* [Stated problem]: From the listing below, extract every line containing "page".
------------------------------------
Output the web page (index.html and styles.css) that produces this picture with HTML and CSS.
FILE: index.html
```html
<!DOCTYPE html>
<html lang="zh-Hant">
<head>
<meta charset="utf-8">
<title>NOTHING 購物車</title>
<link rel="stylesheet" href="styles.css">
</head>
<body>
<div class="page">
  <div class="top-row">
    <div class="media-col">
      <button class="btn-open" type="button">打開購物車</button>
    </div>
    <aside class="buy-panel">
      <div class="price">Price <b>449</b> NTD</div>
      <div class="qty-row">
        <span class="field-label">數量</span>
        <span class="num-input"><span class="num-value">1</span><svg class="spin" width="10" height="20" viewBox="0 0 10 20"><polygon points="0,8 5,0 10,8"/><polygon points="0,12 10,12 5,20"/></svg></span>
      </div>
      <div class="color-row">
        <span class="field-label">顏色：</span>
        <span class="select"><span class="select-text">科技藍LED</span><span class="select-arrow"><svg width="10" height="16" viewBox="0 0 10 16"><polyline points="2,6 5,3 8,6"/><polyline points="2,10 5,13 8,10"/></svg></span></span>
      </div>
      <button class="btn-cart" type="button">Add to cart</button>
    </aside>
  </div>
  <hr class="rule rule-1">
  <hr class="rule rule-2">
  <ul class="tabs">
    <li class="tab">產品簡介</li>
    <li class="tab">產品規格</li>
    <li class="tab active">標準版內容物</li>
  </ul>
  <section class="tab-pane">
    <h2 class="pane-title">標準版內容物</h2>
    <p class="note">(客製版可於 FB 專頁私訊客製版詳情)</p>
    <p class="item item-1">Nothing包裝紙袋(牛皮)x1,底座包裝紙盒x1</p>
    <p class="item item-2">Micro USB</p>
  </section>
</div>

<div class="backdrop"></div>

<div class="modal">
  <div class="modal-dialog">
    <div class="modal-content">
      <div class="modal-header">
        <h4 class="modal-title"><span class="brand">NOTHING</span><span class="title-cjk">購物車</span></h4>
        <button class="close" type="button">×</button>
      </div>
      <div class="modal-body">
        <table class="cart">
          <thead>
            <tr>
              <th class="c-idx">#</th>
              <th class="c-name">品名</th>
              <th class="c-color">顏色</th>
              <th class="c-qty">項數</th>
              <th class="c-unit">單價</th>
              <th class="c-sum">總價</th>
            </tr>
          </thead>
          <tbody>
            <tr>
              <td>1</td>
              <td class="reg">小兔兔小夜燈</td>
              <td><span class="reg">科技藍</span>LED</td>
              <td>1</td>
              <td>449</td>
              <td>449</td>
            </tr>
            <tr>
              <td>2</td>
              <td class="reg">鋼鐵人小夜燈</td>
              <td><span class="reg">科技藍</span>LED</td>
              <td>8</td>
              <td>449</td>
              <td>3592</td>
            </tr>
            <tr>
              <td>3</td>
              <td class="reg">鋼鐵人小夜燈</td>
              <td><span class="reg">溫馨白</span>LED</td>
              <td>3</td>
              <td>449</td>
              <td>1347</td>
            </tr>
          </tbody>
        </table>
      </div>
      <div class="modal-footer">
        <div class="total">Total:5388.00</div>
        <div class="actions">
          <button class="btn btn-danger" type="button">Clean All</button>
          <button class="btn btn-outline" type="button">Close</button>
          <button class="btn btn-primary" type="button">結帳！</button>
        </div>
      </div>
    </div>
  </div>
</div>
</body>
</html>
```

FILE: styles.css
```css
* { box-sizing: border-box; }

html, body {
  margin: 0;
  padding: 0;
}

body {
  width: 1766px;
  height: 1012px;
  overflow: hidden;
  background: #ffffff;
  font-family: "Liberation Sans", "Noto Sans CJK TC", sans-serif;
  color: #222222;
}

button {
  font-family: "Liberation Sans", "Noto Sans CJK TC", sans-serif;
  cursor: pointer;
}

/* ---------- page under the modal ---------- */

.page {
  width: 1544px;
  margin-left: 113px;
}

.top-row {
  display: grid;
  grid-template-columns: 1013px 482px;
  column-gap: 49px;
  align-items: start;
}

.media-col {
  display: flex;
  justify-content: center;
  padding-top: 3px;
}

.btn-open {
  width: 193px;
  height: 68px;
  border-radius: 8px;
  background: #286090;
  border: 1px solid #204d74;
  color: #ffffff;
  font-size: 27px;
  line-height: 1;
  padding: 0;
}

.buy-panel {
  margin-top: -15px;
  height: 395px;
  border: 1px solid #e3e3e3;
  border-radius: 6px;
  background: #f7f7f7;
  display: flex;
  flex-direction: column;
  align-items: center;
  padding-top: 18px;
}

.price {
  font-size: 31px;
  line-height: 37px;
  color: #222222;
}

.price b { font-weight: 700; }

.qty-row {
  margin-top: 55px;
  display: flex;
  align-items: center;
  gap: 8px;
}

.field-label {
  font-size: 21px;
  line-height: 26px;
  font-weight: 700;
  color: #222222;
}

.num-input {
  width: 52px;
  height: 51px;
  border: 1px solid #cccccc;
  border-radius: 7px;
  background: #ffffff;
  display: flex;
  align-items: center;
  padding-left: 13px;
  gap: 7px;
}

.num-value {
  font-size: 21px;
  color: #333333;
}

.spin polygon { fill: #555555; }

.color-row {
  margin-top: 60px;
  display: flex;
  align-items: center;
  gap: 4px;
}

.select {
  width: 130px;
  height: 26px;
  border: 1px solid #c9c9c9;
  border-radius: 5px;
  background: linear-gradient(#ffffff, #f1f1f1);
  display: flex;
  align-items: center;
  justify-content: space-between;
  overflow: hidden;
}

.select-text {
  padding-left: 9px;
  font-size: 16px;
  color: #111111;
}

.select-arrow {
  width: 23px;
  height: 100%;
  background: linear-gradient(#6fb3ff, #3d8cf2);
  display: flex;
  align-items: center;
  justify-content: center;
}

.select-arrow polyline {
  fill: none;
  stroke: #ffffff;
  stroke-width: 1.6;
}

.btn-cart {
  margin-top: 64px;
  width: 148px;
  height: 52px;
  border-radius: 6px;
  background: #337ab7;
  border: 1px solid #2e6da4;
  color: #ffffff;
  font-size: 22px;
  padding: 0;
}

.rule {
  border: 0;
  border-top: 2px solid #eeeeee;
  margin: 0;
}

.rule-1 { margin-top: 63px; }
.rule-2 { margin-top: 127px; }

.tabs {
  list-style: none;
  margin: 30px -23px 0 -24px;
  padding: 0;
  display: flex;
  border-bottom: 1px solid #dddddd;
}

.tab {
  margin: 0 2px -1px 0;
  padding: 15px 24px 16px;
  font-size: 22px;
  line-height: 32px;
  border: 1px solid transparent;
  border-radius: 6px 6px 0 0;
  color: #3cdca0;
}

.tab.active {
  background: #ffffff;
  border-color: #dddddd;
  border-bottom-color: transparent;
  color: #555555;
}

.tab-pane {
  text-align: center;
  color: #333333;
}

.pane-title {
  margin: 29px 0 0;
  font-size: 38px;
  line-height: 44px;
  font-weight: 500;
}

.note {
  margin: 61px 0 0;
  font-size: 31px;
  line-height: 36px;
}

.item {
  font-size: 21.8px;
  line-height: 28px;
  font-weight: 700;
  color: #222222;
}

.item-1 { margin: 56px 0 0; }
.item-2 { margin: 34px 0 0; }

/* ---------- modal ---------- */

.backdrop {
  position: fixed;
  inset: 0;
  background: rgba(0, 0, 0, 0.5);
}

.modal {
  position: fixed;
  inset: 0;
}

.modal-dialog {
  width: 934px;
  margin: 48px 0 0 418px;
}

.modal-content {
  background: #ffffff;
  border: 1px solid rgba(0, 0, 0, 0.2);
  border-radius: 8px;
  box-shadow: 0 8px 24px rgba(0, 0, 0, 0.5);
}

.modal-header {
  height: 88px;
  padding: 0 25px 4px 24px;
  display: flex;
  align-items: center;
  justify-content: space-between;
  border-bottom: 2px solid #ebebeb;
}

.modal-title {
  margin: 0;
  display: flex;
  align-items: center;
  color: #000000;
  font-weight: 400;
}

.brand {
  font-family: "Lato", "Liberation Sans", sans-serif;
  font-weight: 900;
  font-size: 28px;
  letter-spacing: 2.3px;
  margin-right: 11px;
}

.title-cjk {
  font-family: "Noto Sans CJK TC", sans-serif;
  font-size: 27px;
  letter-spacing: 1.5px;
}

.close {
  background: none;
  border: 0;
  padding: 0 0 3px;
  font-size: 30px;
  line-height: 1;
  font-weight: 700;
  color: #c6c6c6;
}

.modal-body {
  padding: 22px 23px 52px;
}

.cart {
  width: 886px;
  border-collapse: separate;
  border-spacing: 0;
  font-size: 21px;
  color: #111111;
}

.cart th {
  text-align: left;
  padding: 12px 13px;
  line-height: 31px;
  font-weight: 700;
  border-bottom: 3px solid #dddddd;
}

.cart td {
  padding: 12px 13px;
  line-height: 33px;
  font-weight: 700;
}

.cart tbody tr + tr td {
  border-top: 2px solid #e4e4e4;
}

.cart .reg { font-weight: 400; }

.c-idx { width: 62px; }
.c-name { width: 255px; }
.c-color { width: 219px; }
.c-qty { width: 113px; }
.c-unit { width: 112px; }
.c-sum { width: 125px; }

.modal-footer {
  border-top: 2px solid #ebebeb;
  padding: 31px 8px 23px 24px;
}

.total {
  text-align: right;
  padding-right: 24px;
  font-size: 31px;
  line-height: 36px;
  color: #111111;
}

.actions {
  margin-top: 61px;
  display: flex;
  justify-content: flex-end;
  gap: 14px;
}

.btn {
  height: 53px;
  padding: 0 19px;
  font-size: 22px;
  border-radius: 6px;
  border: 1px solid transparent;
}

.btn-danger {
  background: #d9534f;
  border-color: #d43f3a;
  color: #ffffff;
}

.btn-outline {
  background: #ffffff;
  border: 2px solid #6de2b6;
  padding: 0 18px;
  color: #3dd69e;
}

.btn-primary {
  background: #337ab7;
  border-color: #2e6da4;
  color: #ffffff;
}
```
------------------------------------
* [Output]:
Output the web page (index.html and styles.css) that produces this picture with HTML and CSS.
<div class="page">
/* ---------- page under the modal ---------- */
.page {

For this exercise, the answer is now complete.